Falor grew up in India but won a place to study AI and physics at MIT in the US. If you want to do well in India, Falor says you need to be exceptional: competition between Indian students is particularly intense. To help stand out, he entered competitions like the International Olympiad in Astronomy and Astrophysics, for which he won a gold medal in 2019. Winning the Olympiad was a lesson in self-discipline and determination, says Chirag: "I spent four years studying day and night with the goal of performing well in the competition."
Citadel Securities receives tens of thousands of applications for well under 1,000 intern places and accepts significantly fewer than 1% of applicants. It's known to like students who've won Olympiad competitions. "In a standard year, 20-30 of our interns will have competed in one or more Olympiads,” Matt Mitro, Citadel's head of campus recruiting told us last year. Olympiad winners are a community of "exceptionally talented individuals," Mitro observed.
Falor joined Citadel Securities as intern in summer 2024 and he converted that internship into his full term place. Before interning at Citadel Securities, he was an intern at rival electronic trading firm, Jane Street.
In both cases, Falor says his Olympiad credentials made a difference. “The success I had in the competitions I entered in India really helped when I was applying for internships and full-time roles,” he says. “A lot of the skills were transferable to the interview process – and I think what I accomplished in those competitions helped demonstrate my skills in math and physics, my ability to work as part of a team, and my interest in competing and being the best at what I do.”
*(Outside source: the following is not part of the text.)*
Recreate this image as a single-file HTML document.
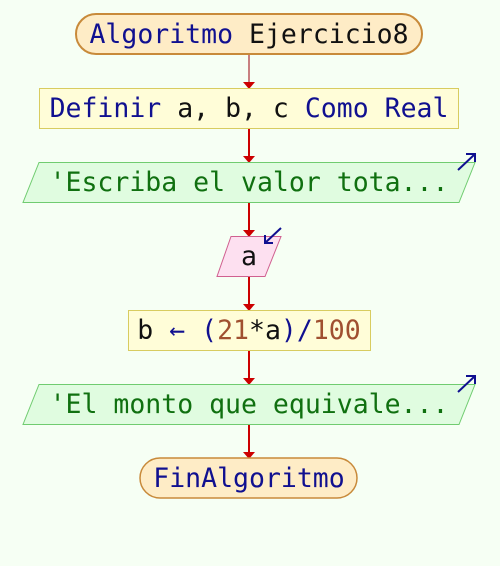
<!DOCTYPE html>
<html><head><meta charset="utf-8"><style>
html,body{margin:0;padding:0;background:#f6fff4;}
svg{display:block}
text{font-family:"DejaVu Sans Mono","Liberation Mono",monospace;font-size:26.5px;}
</style></head><body>
<svg width="500" height="566" viewBox="0 0 500 566" xmlns="http://www.w3.org/2000/svg">
<rect width="500" height="566" fill="#f6fff4"/>
<line x1="249" y1="54" x2="249" y2="84" stroke="#c88080" stroke-width="2"/>
<polygon points="243,82 255,82 249,89" fill="#cc0000"/>
<g stroke="#cc0000" stroke-width="2">
<line x1="249" y1="128" x2="249" y2="158"/>
<line x1="249" y1="202" x2="249" y2="232"/>
<line x1="249" y1="276" x2="249" y2="306"/>
<line x1="249" y1="350" x2="249" y2="380"/>
<line x1="249" y1="424" x2="249" y2="454"/>
</g>
<g fill="#cc0000">
<polygon points="243,156 255,156 249,163"/>
<polygon points="243,230 255,230 249,237"/>
<polygon points="243,304 255,304 249,311"/>
<polygon points="243,378 255,378 249,385"/>
<polygon points="243,452 255,452 249,459"/>
</g>
<rect x="76" y="14" width="346" height="40" rx="20" fill="#feecc6" stroke="#c88a3a" stroke-width="2"/>
<text x="249" y="43" text-anchor="middle"><tspan fill="#101090">Algoritmo</tspan><tspan fill="#111"> Ejercicio8</tspan></text>
<rect x="39.5" y="88.5" width="419" height="40" fill="#fffdd8" stroke="#d8cc60"/>
<text x="249" y="117" text-anchor="middle"><tspan fill="#101090">Definir</tspan><tspan fill="#111"> a, b, c </tspan><tspan fill="#101090">Como Real</tspan></text>
<polygon points="39,162.5 475,162.5 459,202.5 23,202.5" fill="#e0fce0" stroke="#70cc70"/>
<text x="249" y="191" text-anchor="middle" fill="#107010">'Escriba el valor tota...</text>
<path d="M458,170 L475,154 M466,154 L475,154 L475,162" stroke="#101090" stroke-width="2" fill="none"/>
<polygon points="231,236.5 281,236.5 265,276.5 217,276.5" fill="#fde0f0" stroke="#d06090"/>
<text x="249" y="265" text-anchor="middle" fill="#111">a</text>
<path d="M281,228 L265,243 M265,235 L265,243 L273,243" stroke="#101090" stroke-width="2" fill="none"/>
<rect x="128.5" y="310.5" width="242" height="40" fill="#fffdd8" stroke="#d8cc60"/>
<text x="249" y="339" text-anchor="middle"><tspan fill="#111">b </tspan><tspan fill="#101090">← (</tspan><tspan fill="#a05030">21</tspan><tspan fill="#111">*a</tspan><tspan fill="#101090">)/</tspan><tspan fill="#a05030">100</tspan></text>
<polygon points="39,384.5 475,384.5 459,424.5 23,424.5" fill="#e0fce0" stroke="#70cc70"/>
<text x="249" y="413" text-anchor="middle" fill="#107010">'El monto que equivale...</text>
<path d="M458,392 L475,376 M466,376 L475,376 L475,384" stroke="#101090" stroke-width="2" fill="none"/>
<rect x="140" y="458" width="217" height="40" rx="20" fill="#feecc6" stroke="#c88a3a" stroke-width="1.5"/>
<text x="249" y="487" text-anchor="middle" fill="#101090">FinAlgoritmo</text>
</svg>
</body></html>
How to handle interviews at Citadel Securities
Falor also had a strong approach to the various rounds of internship interviews he encountered at Citadel Securities. "My interviewers asked various questions related to math, computer science, and my research. I'd generally solve the problems on paper, and we'd talk through my thought process," he says.
The interview questions were both interesting and "good quality," says Falor. Like previous candidates at Citadel Securities, he tells us the questions themselves and the discursive nature of the interview helped convince him to join. "We'd often spend an hour or so solving problems and I'd continue to think about them afterwards.”
Citadel Securities wants problem solvers, says Falor. But you don't have to solve their problems alone. - The interviews are a two-way process. "During the interview, they'd guide me if I was venturing off. I benefited a lot from the experience and came away with new perspectives on problem-solving," he recalls.
You don't need to know about markets to be a quant researcher
As a quant researcher (QR) at Citadel Securities, Falor says his job involves the application of statistical tools to data derived from the behaviour of traded securities. "We apply tools like linear regression or various other machine learning models to try and predict the future behavior of a given security."
Although he'd won Olympiads and was proficient in AI techniques and physics, Falor says he knew comparatively little about financial services before his Citadel Securities internship. This didn't matter - "Many people come to Citadel Securities with no prior knowledge of markets. As a QR, as long as you have statistical intuition, experience working with data, and are familiar with conducting and applying research, the team will teach you everything you need to know about finance."
Citadel Securities paid for him to relocate to Miami and Falor says his early impressions of his new location are favourable: his apartment is a five-minute walk to the office and the airport is only 15 minutes away. This helps when it comes to visiting friends who are at grad school or working in other cities.